Brian Roberts was relieved of his duties as a Yankee after 91 games last year.  During that time he hit .237 with a .300 OBP and .659 OPS.  His fielding percentage was slightly lower than Drew’s at .974.   Based upon what Cashman is saying, there’s no indication that he’s even considering showing Drew the door.

Why the double standard favoring Drew?  Clearly his value in the field does not out-weigh the deficit he represents at the plate.  It is even more clear that there are better options – right in our own organization.  Good thing they are giving Rob Refsnyder a shot.

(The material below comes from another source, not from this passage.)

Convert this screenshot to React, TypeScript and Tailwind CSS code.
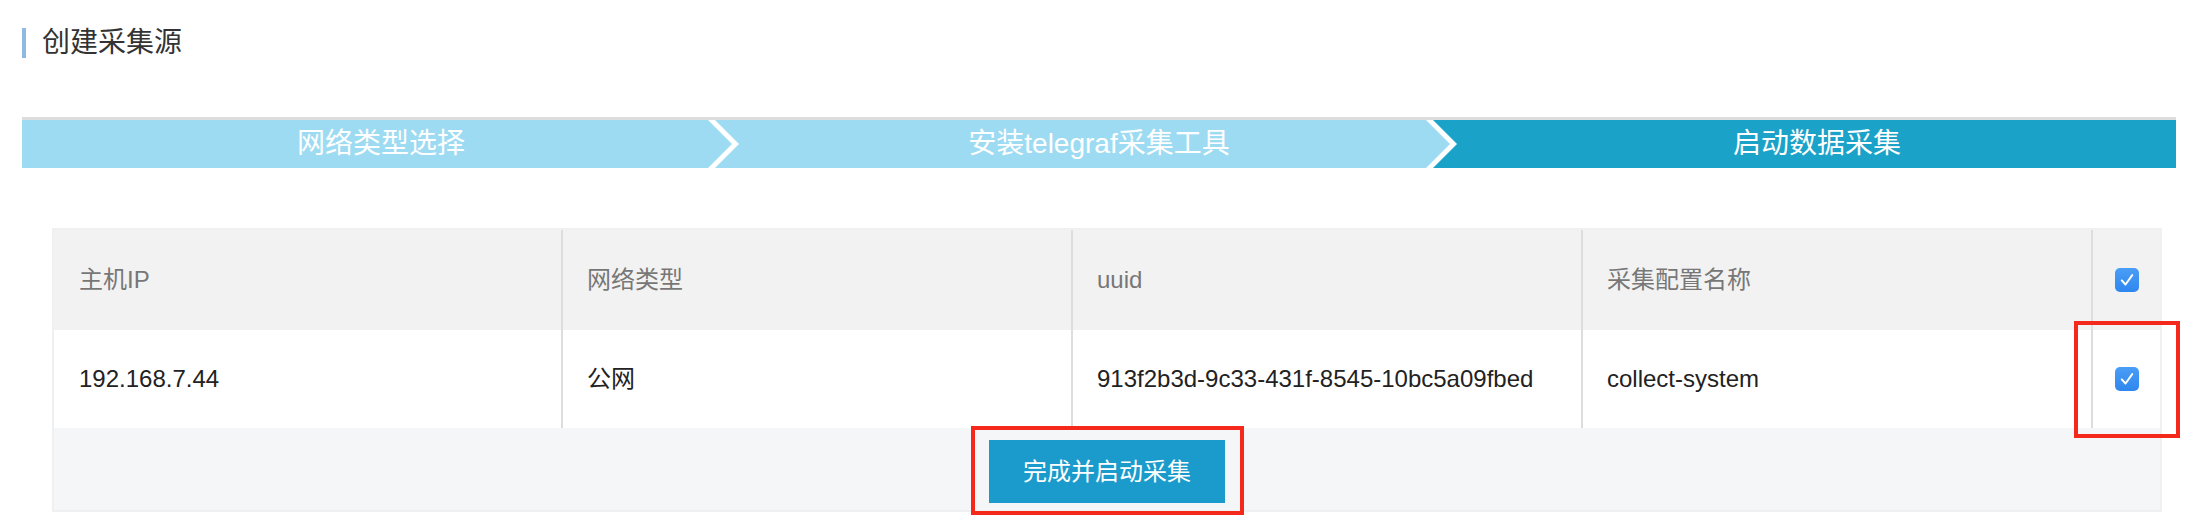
import React from 'react';

const LIGHT = '#9ddbf2';
const DARK = '#1aa2c8';

const steps = [
    { label: '网络类型选择', color: LIGHT },
    { label: '安装telegraf采集工具', color: LIGHT },
    { label: '启动数据采集', color: DARK },
];

function Chevron({ prev, next }: { prev: string; next: string }) {
    return (
        <svg
            className="absolute top-0 left-[-32px] h-[48px] w-[32px]"
            viewBox="0 0 32 48"
            preserveAspectRatio="none">
            <rect width="32" height="48" fill={next} />
            <polygon points="0,0 7,0 31,24 7,48 0,48" fill="#ffffff" />
            <polygon points="0,0 24,24 0,48" fill={prev} />
        </svg>
    );
}

function Checkbox() {
    return (
        <div className="flex h-[24px] w-[24px] items-center justify-center rounded-[5px] bg-gradient-to-b from-[#4a9ef6] to-[#2f86ee]">
            <svg viewBox="0 0 24 24" className="h-[18px] w-[18px]">
                <path
                    d="M5 12.5 L10 18 L19 5.5"
                    fill="none"
                    stroke="#ffffff"
                    strokeWidth="2.6"
                    strokeLinecap="round"
                    strokeLinejoin="round"
                />
            </svg>
        </div>
    );
}

export default function App() {
    const font = "font-['Liberation_Sans','Noto_Sans_CJK_SC',sans-serif]";
    const headers = ['主机IP', '网络类型', 'uuid', '采集配置名称'];
    const row = ['192.168.7.44', '公网', '913f2b3d-9c33-431f-8545-10bc5a09fbed', 'collect-system'];

    return (
        <main className={`min-h-[528px] bg-white pt-[28px] pr-[18px] pl-[22px] ${font}`}>
            {/* title */}
            <div className="flex h-[30px] items-center gap-4">
                <div className="h-[30px] w-[4px] bg-[#8fb9e2]" />
                <h1 className="text-[28px] leading-[30px] text-[#333333]">创建采集源</h1>
            </div>

            {/* steps */}
            <div className="mt-[59px] flex border-t-[3px] border-[#dedede]">
                {steps.map((s, i) => (
                    <div
                        key={s.label}
                        className="relative flex h-[48px] flex-1 items-center justify-center text-[28px] text-white"
                        style={{ backgroundColor: s.color }}>
                        {i > 0 && <Chevron prev={steps[i - 1].color} next={s.color} />}
                        <span className="relative">{s.label}</span>
                    </div>
                ))}
            </div>

            {/* table */}
            <div className="mt-[60px] mr-[14px] ml-[30px] border-2 border-[#eff0f1] text-[24px]">
                <div className="grid grid-cols-[507px_510px_510px_510px_1fr]">
                    {headers.map((h, i) => (
                        <div
                            key={h}
                            className={`flex h-[100px] items-center bg-[#f2f2f2] text-[#777777] ${
                                i === 0 ? 'pl-[25px]' : 'border-l-2 border-[#dddddd] pl-6'
                            }`}>
                            {h}
                        </div>
                    ))}
                    <div className="flex h-[100px] items-center justify-center border-l-2 border-[#dddddd] bg-[#f2f2f2]">
                        <Checkbox />
                    </div>

                    {row.map((c, i) => (
                        <div
                            key={c}
                            className={`flex h-[98px] items-center bg-white text-[#222222] ${
                                i === 0 ? 'pl-[25px]' : 'border-l-2 border-[#dddddd] pl-6'
                            }`}>
                            {c}
                        </div>
                    ))}
                    <div className="relative flex h-[98px] items-center justify-center border-l-2 border-[#dddddd] bg-white">
                        <Checkbox />
                        <div className="absolute -top-[9px] -right-[20px] -bottom-[10px] -left-[19px] border-4 border-[#f5281c]" />
                    </div>
                </div>

                <div className="flex h-[82px] items-start justify-center bg-[#f5f6f7] pt-[12px]">
                    <span className="relative">
                        <button className="flex h-[63px] w-[236px] items-center justify-center bg-[#1a9bcb] text-[24px] text-white">
                            完成并启动采集
                        </button>
                        <span className="absolute -top-[14px] -right-[19px] -bottom-[12px] -left-[18px] border-4 border-[#f5281c]" />
                    </span>
                </div>
            </div>
        </main>
    );
}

And, if it doesn't last long with RR, why not give Jose Pirela a fair chance in the Bronx.  Instead of half-heartedly using him as a pinch-runner or a spot starter once a week, let him take over the reins at second base for a span of two weeks?  See what he can do when run out there on a regular basis.  Don’t worry Joe; you can still use your beloved Drew as a pinch hitter and late-inning defensive replacement if your binder calls for it, but for crying out loud, give Pirela a chance to develop some rhythm as a starter.  You might just be surprised, and your binder might even change its mind.

I’m guessing the obsession with Stephen Drew – yes, it’s an obsession in spite of Brian Cashman’s denial to Michael Kay – stems from our GM’s ego and pride.  He doesn’t want to admit that there was no real necessity to re-sign Stephen Drew.  His ego simply won’t allow him to admit a mistake.

In the meantime, our team manages to defy the odds – and the incompetence of its management – and remains in first place in the AL East Division.  The problem is that once we get into the playoffs (if we do); an auto-out like Drew in the lineup will be magnified and exposed.  We need to make a change now and give our future a chance.  The more time goes by with Drew on the roster, the less our hopes of ever being able to reap what Refsnyder and Pirela can provide.